First, sha-384 and sha-512 as authentication algorithm always return
function not support. But I noted that my linux kernel has a sha512
kernel module (with alias for sha384). Second, sha-256 uses a 12-byte
hmac (96 bits).
Looking at the source http://lxr.linux.no/source/net/xfrm/xfrm_algo.c,
it seems to confirm that this is true. In fact, sha-384 and sha-512 are
not supported at this time and sha-256 is truncated to 96-bit.
However, the following ietf draft, which I believe is very closed to
ratification (it has already been assigned iana numbers), specifies
sha-256 to use 128-bits as hmac (page 18):
http://www.ietf.org/internet-drafts/draft-kelly-ipsec-ciph-sha2-01.txt
sha-384 is 192 bits, and sha-512 is 256 bits.

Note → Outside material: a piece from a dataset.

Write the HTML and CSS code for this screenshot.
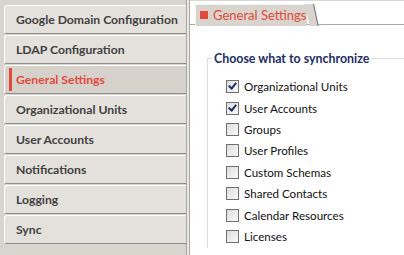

1. Is adding sha-384 and sha-512 as simple as adding to the aalg_list
structure? Can this be done for some subsequent kernel release in the
future?
2. Can the sha-256 be changed to use 128 bits? Or in order to not break
backward compatibility, another sha-256 hmac algorithm id be used for
128 bits?
Thanks,
Chinh
Chinh Nguyen wrote:
> Looking at the source http://lxr.linux.no/source/net/xfrm/xfrm_algo.c,
> it seems to confirm that this is true. In fact, sha-384 and sha-512 are
> not supported at this time and sha-256 is truncated to 96-bit.
That's normal.
HMAC usage in IPsec specifies that we only use 96-bits of the result.
This is a tradeoff in space in the packet vs absolute "security"
In addition should you be able to cause a collision in 96-bits by some
method other than brute force, you can not be sure if you guess the key
properly.
> However, the following ietf draft, which I believe is very closed to
> ratification (it has already been assigned iana numbers), specifies
> sha-256 to use 128-bits as hmac (page 18):
> http://www.ietf.org/internet-drafts/draft-kelly-ipsec-ciph-sha2-01.txt
Yes, but that's the key, not the result.
It is keyed with various sizes of bits, but the results are truncated.